Laporan Wartawan Surya, Wiwit Purwanto
TRIBUNNEWS.COM, SIDOARJO - Banyak masjid yang menjadi sejarah perkembangan Islam dan cikal bakal suatu kawasan yang menjadi cerita sejarah tersendiri pada suatu daerah.
Di Kabupaten Sidoarjo Jawa Timur, yang identik dengan sebutan kota religi, memiliki sejarah cukup panjang semenjak jaman penjajahan Hindia-Belanda. Terkait dengan proses penyebaran Islam di Indonesia dan Jawa Timur khususnya.
Jadwal pengajian di Masjid Al Abror, Sidoarjo. (Surya/Wiwit Purwanto)
Beberapa sumber sejarah menyebutkan, mulai masuknya penyebaran agama Islam di Sidoarjo berawal dari masjid Al Abror yang ada di kampung Kauman Jalan Gajahmada Sidaorjo, atau berada di belakang pertokoan Matahari Gajahmada.
Banyak sejarah menarik yang mungkin orang belum diketahui banyak terkait Masjid Jami’ Al Abror ini. Seperti diungkapkan ketua takmir H. Zainun Chasan Alie, menurutnya masjid sudah beberapa kali renovasi.
“Renovasi terakhir pada tahun 2007, kalau berdirinya masjid ini tercatat pada tahun 1678,” jelasnya.
Beberapa informasi mengatakan keberadaan masjid ini adalah masjid tiban, yakni masjid yang sudah ada kerangka pondasinya tetapi belum ada bangunannya.
Pembangunan masjid ini sendiri kata Zainun, tak lepas dari peran besar empat orang yang kini makamnya ada di bagian depan masjid.
Seperti sejarah yang ada kata Zainun, saat itu ada seorang berasal dari Jawa Tengah bernama Mbah Mulyadi yang datang ke kampung Kauman.
“Mbah Mulyadi ini berasal dari Demak, ia lari ke sini (Kauman ) karena ada pemberontakan Trunojoyo,” ujarnya.

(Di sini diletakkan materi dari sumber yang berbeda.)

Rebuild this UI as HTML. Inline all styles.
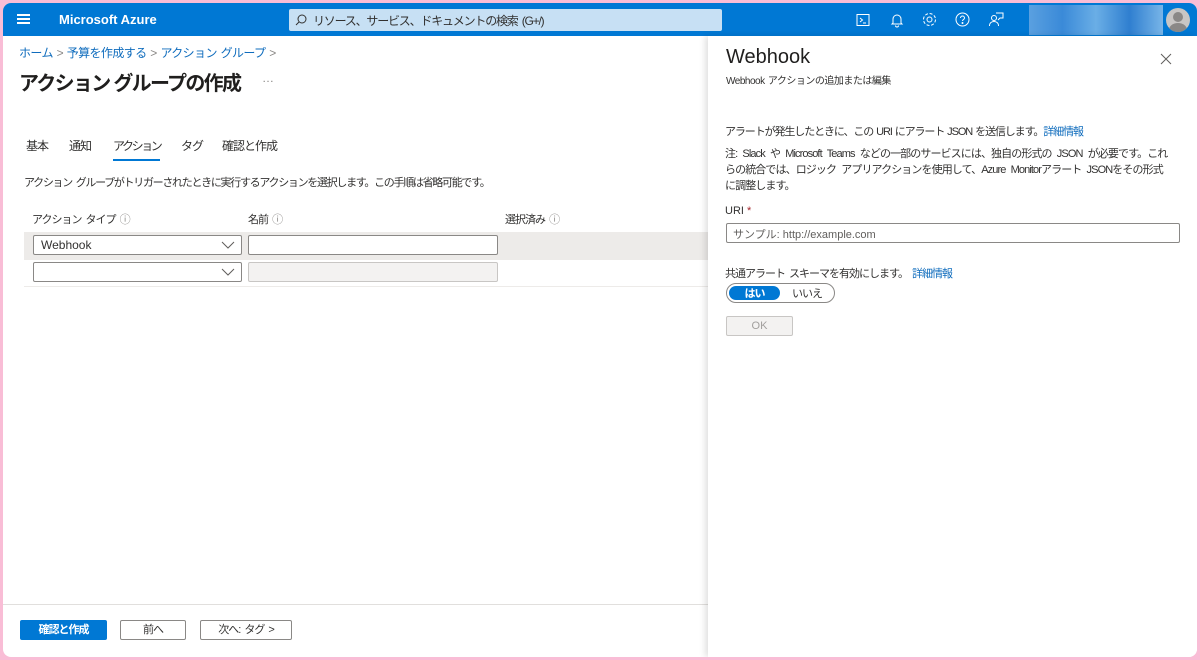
<!DOCTYPE html>
<html><head><meta charset="utf-8"><style>
*{box-sizing:border-box;margin:0;padding:0}
body{width:1200px;height:660px;background:#f9bdd6;font-family:"Liberation Sans","Noto Sans CJK JP",sans-serif;color:#323130;overflow:hidden;position:relative;letter-spacing:-1px}
#frame{position:absolute;left:3px;top:3px;width:1194px;height:654px;background:#fff;border-radius:8px;overflow:hidden}
#hdr{position:absolute;left:0;top:0;width:1194px;height:33px;background:#0078d4;color:#fff}
.abs{position:absolute}
.link{color:#0f6cbd}
.sel{position:absolute;height:20px;border:1px solid #8a8886;border-radius:2px;background:#fff;font-size:12px;padding:2px 7px;letter-spacing:0}
.btn{position:absolute;height:20px;border:1px solid #8a8886;border-radius:2px;background:#fff;font-size:11px;text-align:center;line-height:18px}
</style></head><body>
<div id="frame">
<div id="hdr">
 <div class="abs" style="left:14px;top:11px;width:13px;height:2px;background:#fff;box-shadow:0 4px 0 #fff,0 8px 0 #fff"></div>
 <div class="abs" style="left:56px;top:9px;font-size:13px;font-weight:bold;letter-spacing:0">Microsoft Azure</div>
 <div class="abs" style="left:286px;top:6px;width:433px;height:22px;background:#c7e0f4;border-radius:2px;color:#323130;font-size:12px;padding:3px 0 0 24px;letter-spacing:-1.2px;word-spacing:2px">リソース、サービス、ドキュメントの検索 (G+/)</div>
 <svg class="abs" style="left:292px;top:11px" width="12" height="12"><circle cx="7" cy="5" r="4" fill="none" stroke="#323130"/><line x1="4" y1="8" x2="1" y2="11" stroke="#323130"/></svg>
 <svg class="abs" style="left:852px;top:9px" width="16" height="16" fill="none" stroke="#fff"><rect x="2" y="2.5" width="12" height="11"/><path d="M5 6l2.5 2L5 10M8 11h3"/></svg>
 <svg class="abs" style="left:886px;top:9px" width="16" height="16" fill="none" stroke="#fff"><path d="M4 11V7a4 4 0 018 0v4l1 1H3zM6.5 13.5a1.5 1.5 0 003 0"/></svg>
 <svg class="abs" style="left:918px;top:8px" width="17" height="17" fill="none" stroke="#fff"><circle cx="8.5" cy="8.5" r="2.5"/><circle cx="8.5" cy="8.5" r="6" stroke-dasharray="3 1.7"/></svg>
 <svg class="abs" style="left:951px;top:8px" width="17" height="17" fill="none" stroke="#fff"><circle cx="8.5" cy="8.5" r="6.5"/><path d="M6.5 7a2 2 0 114 0c0 1.5-2 1.5-2 3"/><circle cx="8.5" cy="12" r=".5"/></svg>
 <svg class="abs" style="left:985px;top:8px" width="17" height="17" fill="none" stroke="#fff"><circle cx="6" cy="7" r="2.5"/><path d="M1.5 15c0-3 2-4.5 4.5-4.5S10.5 12 10.5 15M8 2h7v5h-3l-2 2"/></svg>
 <div class="abs" style="left:1026px;top:2px;width:134px;height:30px;background:linear-gradient(90deg,#5aa0e0,#3a8ad8,#6aaee6,#2f7fd0,#78b5e8)"></div>
 <div class="abs" style="left:1163px;top:5px;width:24px;height:24px;border-radius:50%;background:#c8c6c4;overflow:hidden"><div class="abs" style="left:7px;top:4px;width:10px;height:10px;border-radius:50%;background:#8a8886"></div><div class="abs" style="left:3px;top:15px;width:18px;height:14px;border-radius:50%;background:#8a8886"></div></div>
</div>
<div class="abs" style="left:16px;top:41px;font-size:12px;letter-spacing:-0.6px;word-spacing:1px"><span class="link">ホーム</span> <span style="color:#8a8886">&gt;</span> <span class="link">予算を作成する</span> <span style="color:#8a8886">&gt;</span> <span class="link">アクション グループ</span> <span style="color:#8a8886">&gt;</span></div>
<div class="abs" style="left:16px;top:64px;font-size:20px;font-weight:bold;color:#201f1e;letter-spacing:-1.7px">アクション グループの作成</div>
<div class="abs" style="left:259px;top:68px;font-size:12px;color:#8a8886">…</div>
<div class="abs" style="left:23px;top:134px;font-size:12px">基本</div>
<div class="abs" style="left:66px;top:134px;font-size:12px">通知</div>
<div class="abs" style="left:110px;top:134px;font-size:12px;letter-spacing:-2.4px">アクション</div>
<div class="abs" style="left:110px;top:156px;width:47px;height:2px;background:#0078d4"></div>
<div class="abs" style="left:178px;top:134px;font-size:12px">タグ</div>
<div class="abs" style="left:219px;top:134px;font-size:12px">確認と作成</div>
<div class="abs" style="left:21px;top:171px;font-size:11px;letter-spacing:-1.3px;word-spacing:2px">アクション グループがトリガーされたときに実行するアクションを選択します。この手順は省略可能です。</div>
<div class="abs" style="left:29px;top:208px;font-size:11px;word-spacing:2px">アクション タイプ <span style="color:#8a8886">ⓘ</span></div>
<div class="abs" style="left:245px;top:208px;font-size:11px;word-spacing:2px">名前 <span style="color:#8a8886">ⓘ</span></div>
<div class="abs" style="left:502px;top:208px;font-size:11px;word-spacing:2px">選択済み <span style="color:#8a8886">ⓘ</span></div>
<div class="abs" style="left:21px;top:229px;width:685px;height:28px;background:#edebe9"></div>
<div class="abs" style="left:21px;top:283px;width:685px;height:1px;background:#edebe9"></div>
<div class="sel" style="left:30px;top:232px;width:209px">Webhook</div>
<div class="sel" style="left:245px;top:232px;width:250px"></div>
<div class="sel" style="left:30px;top:259px;width:209px"></div>
<div class="sel" style="left:245px;top:259px;width:250px;background:#f3f2f1;border-color:#c8c6c4"></div>
<svg class="abs" style="left:218px;top:238px" width="14" height="8"><path d="M1 1l6 6 6-6" fill="none" stroke="#605e5c"/></svg>
<svg class="abs" style="left:218px;top:265px" width="14" height="8"><path d="M1 1l6 6 6-6" fill="none" stroke="#605e5c"/></svg>
<div class="abs" style="left:0;top:601px;width:705px;height:1px;background:#e1dfdd"></div>
<div class="abs" style="left:17px;top:617px;width:87px;height:20px;background:#0078d4;border-radius:2px;color:#fff;font-size:11px;font-weight:bold;text-align:center;line-height:20px">確認と作成</div>
<div class="btn" style="left:117px;top:617px;width:66px">前へ</div>
<div class="btn" style="left:197px;top:617px;width:92px;word-spacing:2px">次へ: タグ &gt;</div>
<div class="abs" style="left:705px;top:33px;width:489px;height:621px;background:#fff;box-shadow:-3px 0 6px rgba(0,0,0,.12)">
 <div class="abs" style="left:18px;top:10px;font-size:20px;color:#201f1e;letter-spacing:0">Webhook</div>
 <div class="abs" style="left:18px;top:36px;font-size:10px;letter-spacing:-0.5px;word-spacing:1px">Webhook アクションの追加または編集</div>
 <svg class="abs" style="left:452px;top:17px" width="12" height="12"><path d="M1 1l10 10M11 1L1 11" stroke="#605e5c"/></svg>
 <div class="abs" style="left:17px;top:87px;font-size:11px;letter-spacing:-1.1px;word-spacing:1px">アラートが発生したときに、この URI にアラート JSON を送信します。<span class="link">詳細情報</span></div>
 <div class="abs" style="left:17px;top:110px;width:446px;font-size:11px;line-height:16px;letter-spacing:-0.9px;word-spacing:3px">注: Slack や Microsoft Teams などの一部のサービスには、独自の形式の JSON が必要です。これらの統合では、ロジック アプリアクションを使用して、Azure Monitorアラート JSONをその形式に調整します。</div>
 <div class="abs" style="left:17px;top:169px;font-size:11px;letter-spacing:0">URI <span style="color:#a4262c">*</span></div>
 <div class="abs" style="left:18px;top:187px;width:454px;height:20px;border:1px solid #8a8886;border-radius:2px;font-size:11px;color:#605e5c;padding:2px 6px;letter-spacing:0">サンプル: http://example.com</div>
 <div class="abs" style="left:17px;top:229px;font-size:11px;word-spacing:2px">共通アラート スキーマを有効にします。 <span class="link">詳細情報</span></div>
 <div class="abs" style="left:18px;top:247px;width:109px;height:20px;border:1px solid #8a8886;border-radius:10px"></div>
 <div class="abs" style="left:21px;top:250px;width:51px;height:14px;border-radius:7px;background:#0078d4;color:#fff;font-size:11px;font-weight:bold;text-align:center;line-height:16px">はい</div>
 <div class="abs" style="left:84px;top:249px;font-size:11px">いいえ</div>
 <div class="abs" style="left:18px;top:280px;width:67px;height:20px;border:1px solid #c8c6c4;background:#f3f2f1;border-radius:2px;font-size:11px;color:#a19f9d;text-align:center;line-height:18px;letter-spacing:0">OK</div>
</div>
</div>
</body></html>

Saat berada di kauman inilah, Mbah Mulyadi ini menemukan pondasi masjid yang selanjutnya ia bersama tiga orang lainnya yang sudah ada di kampung Kauman yakni Mbah Badriyah, Mbah Sayid Salim, dan Mbah Musa, bersama sama membangun Masjid Al Abror ini.
Masih kata Zainun kisah pendirian Masjid Al Abror erat kaitannya dengan sejarah berdirinya Kabupaten Sidoarjo yang awalnya masih bernama Kadipaten Sidokare.
Masjid yang terletak di timur sungai Jetis ini mengalami pemugaran pada 1859 dilakukan oleh bupati pertama Sidokare, R Notopuro (RTP Tjokro negoro).
Karena beberapa kali mengalami renovasi kini bagian masjid yang masih utuh hanya tinggal gerbang utara yang bentuknya terus dijaga dan tidak ada pemugaran.
“Meski banyak mengalami renovasi hingga kubah atap berubah menjadi lebih megah, tetapi ada satu sisi bangunan yang tidak pernah berubah sampai sekarang. Yakni, pintu gerbang di sebelah utara,” jelasnya.
Secara umum bangunan Masjid Al Abror menempati lahan seluas 700 meter persegi, dengan konsep kultur Jawa yang kental, yang dilukiskan pada tekstur tiga atapnya, yang menggambarkan iman, ikhsan dan Islam.
Sementara di bagian barat masjid terdapat makam par pendiri masked yang sering disinggahi peziarah. Salah satu tradisi di Masjid Al Abror yang tidak pernah hilang hingga sekarang adalah ngaji kitab yang rutin dilakukan tiap hari.
Pengajian kitab kuning ini dilakukan setiap hari selesai shalat maghrib. “Kalau saat ini bulan puasa dilakukan sebelum maghrib,” jelasnya.
Yang menarik di halaman Masjid Al Abror ini ada sebuah pohon kurma besar. Namun sayang mulai ditanam hingga sekarang keberadaan pohon kurma ini belum pernah berbuah.
“Nah itu dari dulu sampai sekarang kok tidak mpernah berbuah pohon kurma itu,” kata Hamim warga sekitar masjid.